Answers about recusals — and about the investigation’s relative opacity in general — have thus far been hard to come by. The McKinney Police Department wouldn’t answer why the case got bumped to the state level. And the Collin County DA has declined to say why it recused in favor of a special prosecutor. Ramsay, the special prosecutor, isn’t talking either.

It’s possible that the whole thing could be the result of the grinding gears of the justice system slowly moving forward. Anyone who has dealt with bureaucracy knows it doesn’t always move at the pace we’d like. But Chabot’s campaign is suggesting another, more sinister possibility.

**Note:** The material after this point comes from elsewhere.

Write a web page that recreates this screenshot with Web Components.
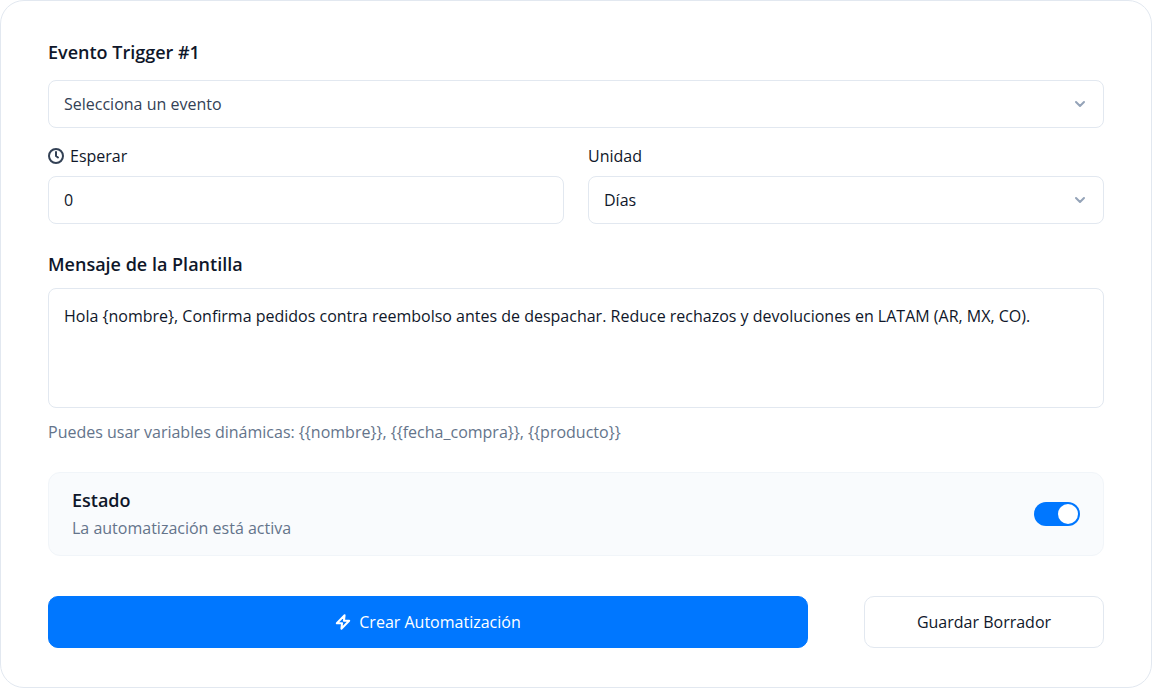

The union that represents McKinney’s police officers endorsed Frazier over Chabot. The Collin County DA’s office is led by Greg Willis, who also endorsed Frazier in the race. Indeed, even the union that represents the Texas Rangers, the Department of Public Safety Officers Association, gave Frazier its support. Correlation may not imply causation, but the overlap in endorsements and unexplained recusals has raised eyebrows.

Thomas, Chabot’s campaign manager, says something fishy is going on here — particularly because there’s almost certainly video from the fateful day when someone claiming to be a city employee came to Walmart and began this north Texas tempest. Thomas says he’s concerned figures within local law enforcement are slow-rolling the investigation in the hopes that it’ll help Frazier eke out a win in May. “There’s video surveillance footage of these incidents,” Thomas says. “Unless Mr. Frazier adamantly denies being involved and additional facts come to light to drastically prove otherwise — if it looks like a duck and walks like a duck, we will call it a duck.”

For his part, Chabot wants answers. “Personally, I have never seen anything like this,” he says. “I spent over 20 years in law enforcement and the same amount of time as a military intelligence officer. This isn’t a murder case. It’s crystal clear. We know that authorities have identified a suspect and are clear on the law violations that took place. The public deserves answers.”

For now, however, the public will have to keep watching the signs.